» Aim: Exclude the pictures and return every line exactly as written.

» Data lines:

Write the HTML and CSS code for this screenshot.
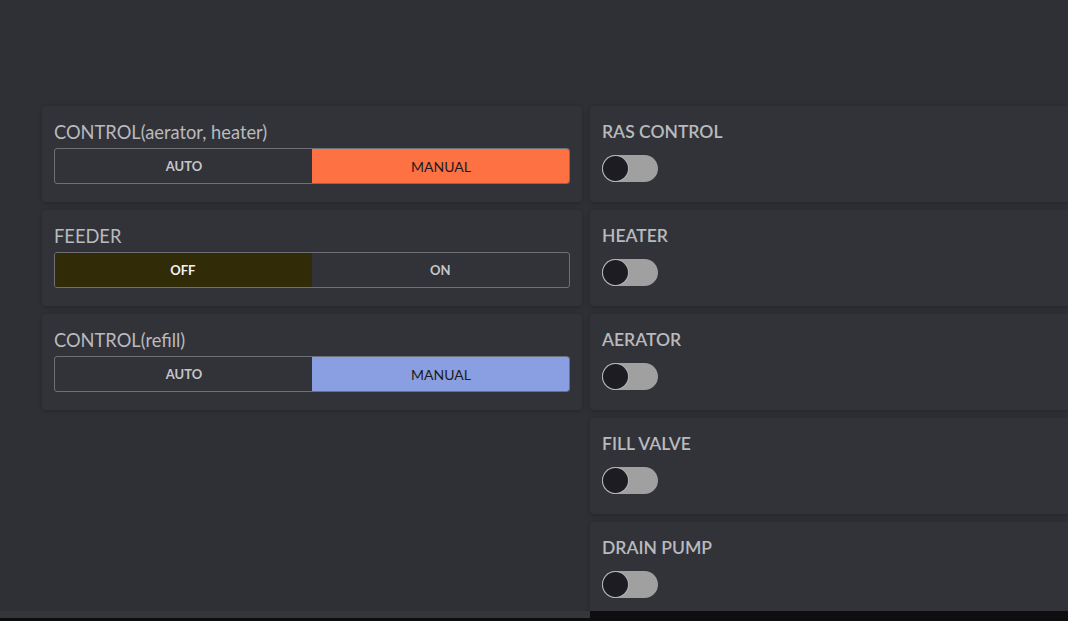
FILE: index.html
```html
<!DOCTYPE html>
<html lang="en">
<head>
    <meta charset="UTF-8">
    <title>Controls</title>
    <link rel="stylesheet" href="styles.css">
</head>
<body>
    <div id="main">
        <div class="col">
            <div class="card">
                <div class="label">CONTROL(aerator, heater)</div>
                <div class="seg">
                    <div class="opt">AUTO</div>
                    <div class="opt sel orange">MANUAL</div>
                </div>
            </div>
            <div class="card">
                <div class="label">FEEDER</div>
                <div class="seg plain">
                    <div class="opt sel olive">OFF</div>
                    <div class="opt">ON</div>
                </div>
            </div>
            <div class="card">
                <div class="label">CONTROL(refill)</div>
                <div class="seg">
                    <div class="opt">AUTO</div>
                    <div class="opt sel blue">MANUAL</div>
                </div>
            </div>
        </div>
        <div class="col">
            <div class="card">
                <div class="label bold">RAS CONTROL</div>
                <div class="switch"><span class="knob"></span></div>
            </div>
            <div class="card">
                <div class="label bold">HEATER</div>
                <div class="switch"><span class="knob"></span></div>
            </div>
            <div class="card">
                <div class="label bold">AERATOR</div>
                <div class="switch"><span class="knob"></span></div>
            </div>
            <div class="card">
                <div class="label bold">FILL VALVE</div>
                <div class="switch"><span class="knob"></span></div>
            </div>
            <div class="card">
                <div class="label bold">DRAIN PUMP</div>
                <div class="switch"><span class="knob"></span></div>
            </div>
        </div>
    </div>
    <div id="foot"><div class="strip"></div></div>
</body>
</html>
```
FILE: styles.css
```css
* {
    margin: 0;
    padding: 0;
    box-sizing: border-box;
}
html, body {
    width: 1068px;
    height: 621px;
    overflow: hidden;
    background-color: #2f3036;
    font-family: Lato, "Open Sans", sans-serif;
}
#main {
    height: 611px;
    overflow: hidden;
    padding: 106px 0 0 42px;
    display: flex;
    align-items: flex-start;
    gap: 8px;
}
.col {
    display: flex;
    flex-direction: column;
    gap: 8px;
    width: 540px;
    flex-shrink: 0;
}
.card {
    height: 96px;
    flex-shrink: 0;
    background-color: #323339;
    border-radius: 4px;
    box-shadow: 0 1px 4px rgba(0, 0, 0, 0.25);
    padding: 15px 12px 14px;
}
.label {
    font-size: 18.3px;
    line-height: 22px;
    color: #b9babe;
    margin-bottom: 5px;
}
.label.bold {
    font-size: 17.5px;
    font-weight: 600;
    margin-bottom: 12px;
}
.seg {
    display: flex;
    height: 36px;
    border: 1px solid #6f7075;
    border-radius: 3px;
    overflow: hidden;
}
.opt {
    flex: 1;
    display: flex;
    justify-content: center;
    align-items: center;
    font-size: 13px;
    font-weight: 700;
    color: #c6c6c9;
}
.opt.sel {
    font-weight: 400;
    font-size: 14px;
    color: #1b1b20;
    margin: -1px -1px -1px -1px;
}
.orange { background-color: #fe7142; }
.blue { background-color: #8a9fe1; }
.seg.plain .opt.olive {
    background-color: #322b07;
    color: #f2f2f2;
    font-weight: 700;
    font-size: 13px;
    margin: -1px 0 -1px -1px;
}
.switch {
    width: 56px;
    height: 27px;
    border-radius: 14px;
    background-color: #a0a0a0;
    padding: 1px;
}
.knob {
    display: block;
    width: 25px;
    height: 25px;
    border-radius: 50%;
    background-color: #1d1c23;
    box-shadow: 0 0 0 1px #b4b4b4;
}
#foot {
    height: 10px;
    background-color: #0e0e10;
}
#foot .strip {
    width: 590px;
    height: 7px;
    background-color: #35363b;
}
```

» Solution to the exercise:
Write the HTML and CSS code for this screenshot.
FILE: index.html
```html
<!DOCTYPE html>
<html lang="en">
<head>
    <meta charset="UTF-8">
    <title>Controls</title>
    <link rel="stylesheet" href="styles.css">
</head>
<body>
    <div id="main">
        <div class="col">
            <div class="card">
                <div class="label">CONTROL(aerator, heater)</div>
                <div class="seg">
                    <div class="opt">AUTO</div>
                    <div class="opt sel orange">MANUAL</div>
                </div>
            </div>
            <div class="card">
                <div class="label">FEEDER</div>
                <div class="seg plain">
                    <div class="opt sel olive">OFF</div>
                    <div class="opt">ON</div>
                </div>
            </div>
            <div class="card">
                <div class="label">CONTROL(refill)</div>
                <div class="seg">
                    <div class="opt">AUTO</div>
                    <div class="opt sel blue">MANUAL</div>
                </div>
            </div>
        </div>
        <div class="col">
            <div class="card">
                <div class="label bold">RAS CONTROL</div>
                <div class="switch"><span class="knob"></span></div>
            </div>
            <div class="card">
                <div class="label bold">HEATER</div>
                <div class="switch"><span class="knob"></span></div>
            </div>
            <div class="card">
                <div class="label bold">AERATOR</div>
                <div class="switch"><span class="knob"></span></div>
            </div>
            <div class="card">
                <div class="label bold">FILL VALVE</div>
                <div class="switch"><span class="knob"></span></div>
            </div>
            <div class="card">
                <div class="label bold">DRAIN PUMP</div>
                <div class="switch"><span class="knob"></span></div>
            </div>
        </div>
    </div>
    <div id="foot"><div class="strip"></div></div>
</body>
</html>
```
FILE: styles.css
```css
* {
    margin: 0;
    padding: 0;
    box-sizing: border-box;
}
html, body {
    width: 1068px;
    height: 621px;
    overflow: hidden;
    background-color: #2f3036;
    font-family: Lato, "Open Sans", sans-serif;
}
#main {
    height: 611px;
    overflow: hidden;
    padding: 106px 0 0 42px;
    display: flex;
    align-items: flex-start;
    gap: 8px;
}
.col {
    display: flex;
    flex-direction: column;
    gap: 8px;
    width: 540px;
    flex-shrink: 0;
}
.card {
    height: 96px;
    flex-shrink: 0;
    background-color: #323339;
    border-radius: 4px;
    box-shadow: 0 1px 4px rgba(0, 0, 0, 0.25);
    padding: 15px 12px 14px;
}
.label {
    font-size: 18.3px;
    line-height: 22px;
    color: #b9babe;
    margin-bottom: 5px;
}
.label.bold {
    font-size: 17.5px;
    font-weight: 600;
    margin-bottom: 12px;
}
.seg {
    display: flex;
    height: 36px;
    border: 1px solid #6f7075;
    border-radius: 3px;
    overflow: hidden;
}
.opt {
    flex: 1;
    display: flex;
    justify-content: center;
    align-items: center;
    font-size: 13px;
    font-weight: 700;
    color: #c6c6c9;
}
.opt.sel {
    font-weight: 400;
    font-size: 14px;
    color: #1b1b20;
    margin: -1px -1px -1px -1px;
}
.orange { background-color: #fe7142; }
.blue { background-color: #8a9fe1; }
.seg.plain .opt.olive {
    background-color: #322b07;
    color: #f2f2f2;
    font-weight: 700;
    font-size: 13px;
    margin: -1px 0 -1px -1px;
}
.switch {
    width: 56px;
    height: 27px;
    border-radius: 14px;
    background-color: #a0a0a0;
    padding: 1px;
}
.knob {
    display: block;
    width: 25px;
    height: 25px;
    border-radius: 50%;
    background-color: #1d1c23;
    box-shadow: 0 0 0 1px #b4b4b4;
}
#foot {
    height: 10px;
    background-color: #0e0e10;
}
#foot .strip {
    width: 590px;
    height: 7px;
    background-color: #35363b;
}
```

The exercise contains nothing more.